How might citizens participate in collaborative processes around complex socio-technical issues in cities? In recent years, cities have embraced the idea that they are platforms for the exchange of big data, laboratories for urban experiments, and spaces of civic hacking. These activities raise questions about the nature of civic engagement as well as the embedded values that inhabit civic media infrastructures in cities. While many of these activities have been focused on designing solutions to urban problems, others aim to raise new questions by mobilizing the lived experiences of citizens around specific matters of concern and alternative possible futures.

Proposed User Experience

The Designing Policy project integrated approaches from codesign and critical design in order to probe discussion of values and ethics regarding urban technologies, which can be understood as a particular kind of civic media.
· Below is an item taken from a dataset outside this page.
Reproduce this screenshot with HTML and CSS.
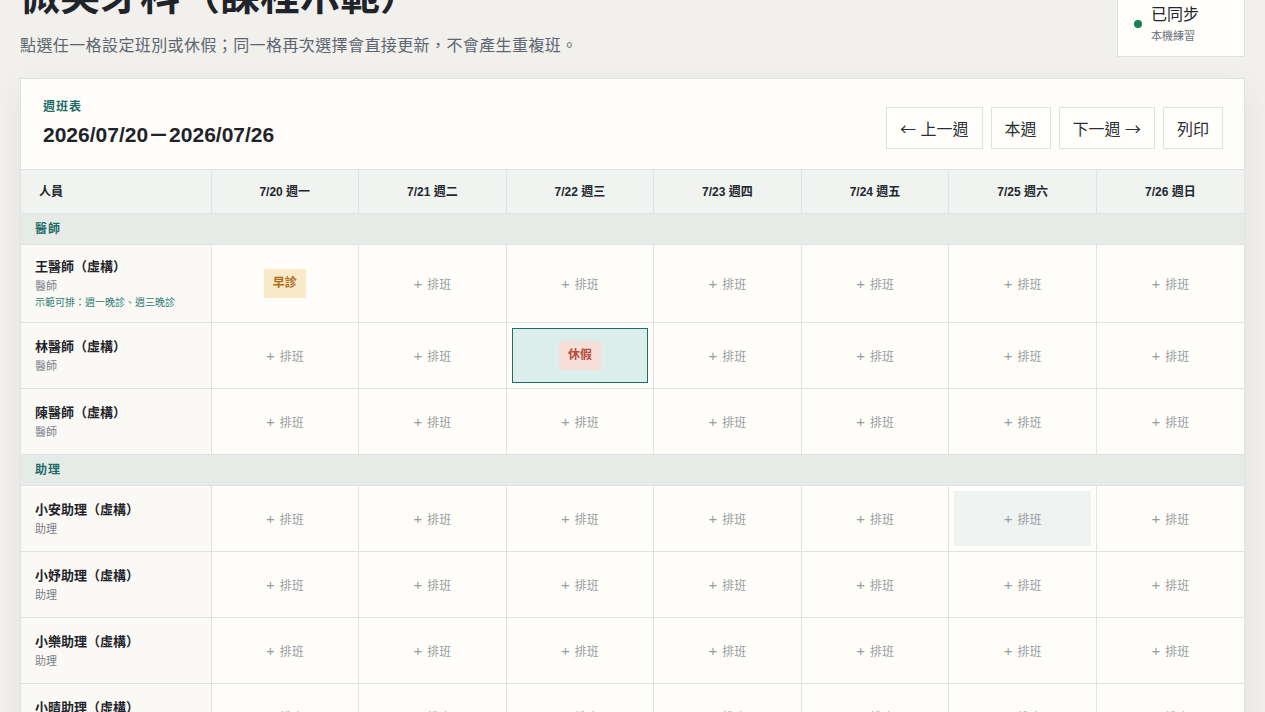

These workshops, which can be understood as a kind of prototype or experiment, were the first step in developing a more focused approach to more participatory, collaborative and engaged modes of inquiry about alternative future possibilities for civic media in cities. There are two specific implications of the project at this stage. First, the Designing Policy project illustrated the ways in which physical and visual artifacts can be useful for communicating complex ideas about the nature of socio-technical systems. Second, the project highlighted the need to rethink traditional IRB processes in light of participatory design methodologies.